* BEGIN Data provided *

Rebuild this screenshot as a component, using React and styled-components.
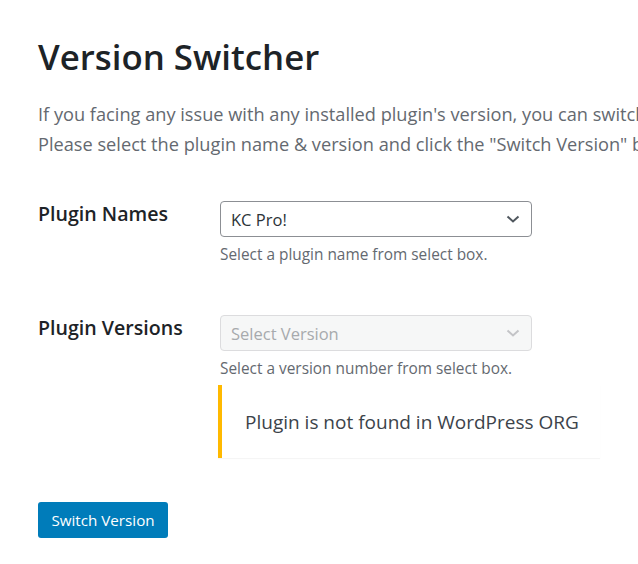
import styled, { createGlobalStyle } from "styled-components";

const Global = createGlobalStyle`
  html, body {
    margin: 0;
    padding: 0;
    background: #fff;
    overflow: hidden;
  }
  body {
    font-family: "Open Sans", "Noto Sans", sans-serif;
    color: #1d2327;
  }
`;

const Wrap = styled.div`
  padding: 33px 0 0 38px;
  width: 900px;
`;

const Title = styled.h1`
  margin: 0;
  font-size: 34.8px;
  font-weight: 600;
  line-height: 48px;
  color: #1d2327;
`;

const Intro = styled.p`
  margin: 18px 0 0;
  font-size: 18.2px;
  line-height: 30px;
  color: #646970;
  white-space: nowrap;
`;

const Form = styled.div`
  margin-top: 42px;
  display: grid;
  grid-template-columns: 182px 380px;
  row-gap: 50px;
`;

const Label = styled.div`
  font-size: 19.6px;
  font-weight: 600;
  line-height: 26px;
  color: #1d2327;
`;

const Field = styled.div`
  display: flex;
  flex-direction: column;
`;

const Select = styled.div`
  width: 312px;
  height: 36px;
  box-sizing: border-box;
  border: 1px solid ${(p) => (p.disabled ? "#dcdcde" : "#8c8f94")};
  background: ${(p) => (p.disabled ? "#f6f7f7" : "#fff")};
  color: ${(p) => (p.disabled ? "#a7aaad" : "#2c3338")};
  border-radius: 4px;
  display: flex;
  align-items: center;
  justify-content: space-between;
  padding: 0 10px;
  font-size: 16.5px;
`;

const Help = styled.div`
  margin-top: 8px;
  font-size: 15.4px;
  line-height: 20px;
  color: #646970;
`;

const Notice = styled.div`
  margin-top: 6px;
  margin-left: -2px;
  width: 382px;
  height: 73px;
  box-sizing: border-box;
  border-left: 4px solid #ffb900;
  box-shadow: 0 1px 1px rgba(0, 0, 0, 0.04);
  display: flex;
  align-items: center;
  padding-left: 23px;
  font-size: 19px;
  color: #3c434a;
`;

const Button = styled.button`
  margin-top: 44px;
  width: 130px;
  height: 36px;
  background: #007cba;
  border: none;
  border-radius: 3px;
  color: #fff;
  font-family: inherit;
  font-size: 15.2px;
  padding: 0;
`;

const Chevron = ({ color }) => (
  <svg width="16" height="16" viewBox="0 0 16 16" fill="none">
    <path d="M2.5 5.5L8 10.5L13.5 5.5" stroke={color} strokeWidth="2" />
  </svg>
);

export default function App() {
  return (
    <>
      <Global />
      <Wrap>
        <Title>Version Switcher</Title>
        <Intro>
          If you facing any issue with any installed plugin's version, you can switch to previous version.
          <br />
          Please select the plugin name &amp; version and click the "Switch Version" button.
        </Intro>
        <Form>
          <Label>Plugin Names</Label>
          <Field>
            <Select>
              KC Pro!
              <Chevron color="#50575e" />
            </Select>
            <Help>Select a plugin name from select box.</Help>
          </Field>
          <Label>Plugin Versions</Label>
          <Field>
            <Select disabled>
              Select Version
              <Chevron color="#c3c4c7" />
            </Select>
            <Help>Select a version number from select box.</Help>
            <Notice>Plugin is not found in WordPress ORG</Notice>
          </Field>
        </Form>
        <Button>Switch Version</Button>
      </Wrap>
    </>
  );
}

* END Data provided *

• _What is required_: All of the material above is to be copied exactly, except for its images.

• _Exercise output_:
Rebuild this screenshot as a component, using React and styled-components.
import styled, { createGlobalStyle } from "styled-components";

const Global = createGlobalStyle`
  html, body {
    margin: 0;
    padding: 0;
    background: #fff;
    overflow: hidden;
  }
  body {
    font-family: "Open Sans", "Noto Sans", sans-serif;
    color: #1d2327;
  }
`;

const Wrap = styled.div`
  padding: 33px 0 0 38px;
  width: 900px;
`;

const Title = styled.h1`
  margin: 0;
  font-size: 34.8px;
  font-weight: 600;
  line-height: 48px;
  color: #1d2327;
`;

const Intro = styled.p`
  margin: 18px 0 0;
  font-size: 18.2px;
  line-height: 30px;
  color: #646970;
  white-space: nowrap;
`;

const Form = styled.div`
  margin-top: 42px;
  display: grid;
  grid-template-columns: 182px 380px;
  row-gap: 50px;
`;

const Label = styled.div`
  font-size: 19.6px;
  font-weight: 600;
  line-height: 26px;
  color: #1d2327;
`;

const Field = styled.div`
  display: flex;
  flex-direction: column;
`;

const Select = styled.div`
  width: 312px;
  height: 36px;
  box-sizing: border-box;
  border: 1px solid ${(p) => (p.disabled ? "#dcdcde" : "#8c8f94")};
  background: ${(p) => (p.disabled ? "#f6f7f7" : "#fff")};
  color: ${(p) => (p.disabled ? "#a7aaad" : "#2c3338")};
  border-radius: 4px;
  display: flex;
  align-items: center;
  justify-content: space-between;
  padding: 0 10px;
  font-size: 16.5px;
`;

const Help = styled.div`
  margin-top: 8px;
  font-size: 15.4px;
  line-height: 20px;
  color: #646970;
`;

const Notice = styled.div`
  margin-top: 6px;
  margin-left: -2px;
  width: 382px;
  height: 73px;
  box-sizing: border-box;
  border-left: 4px solid #ffb900;
  box-shadow: 0 1px 1px rgba(0, 0, 0, 0.04);
  display: flex;
  align-items: center;
  padding-left: 23px;
  font-size: 19px;
  color: #3c434a;
`;

const Button = styled.button`
  margin-top: 44px;
  width: 130px;
  height: 36px;
  background: #007cba;
  border: none;
  border-radius: 3px;
  color: #fff;
  font-family: inherit;
  font-size: 15.2px;
  padding: 0;
`;

const Chevron = ({ color }) => (
  <svg width="16" height="16" viewBox="0 0 16 16" fill="none">
    <path d="M2.5 5.5L8 10.5L13.5 5.5" stroke={color} strokeWidth="2" />
  </svg>
);

export default function App() {
  return (
    <>
      <Global />
      <Wrap>
        <Title>Version Switcher</Title>
        <Intro>
          If you facing any issue with any installed plugin's version, you can switch to previous version.
          <br />
          Please select the plugin name &amp; version and click the "Switch Version" button.
        </Intro>
        <Form>
          <Label>Plugin Names</Label>
          <Field>
            <Select>
              KC Pro!
              <Chevron color="#50575e" />
            </Select>
            <Help>Select a plugin name from select box.</Help>
          </Field>
          <Label>Plugin Versions</Label>
          <Field>
            <Select disabled>
              Select Version
              <Chevron color="#c3c4c7" />
            </Select>
            <Help>Select a version number from select box.</Help>
            <Notice>Plugin is not found in WordPress ORG</Notice>
          </Field>
        </Form>
        <Button>Switch Version</Button>
      </Wrap>
    </>
  );
}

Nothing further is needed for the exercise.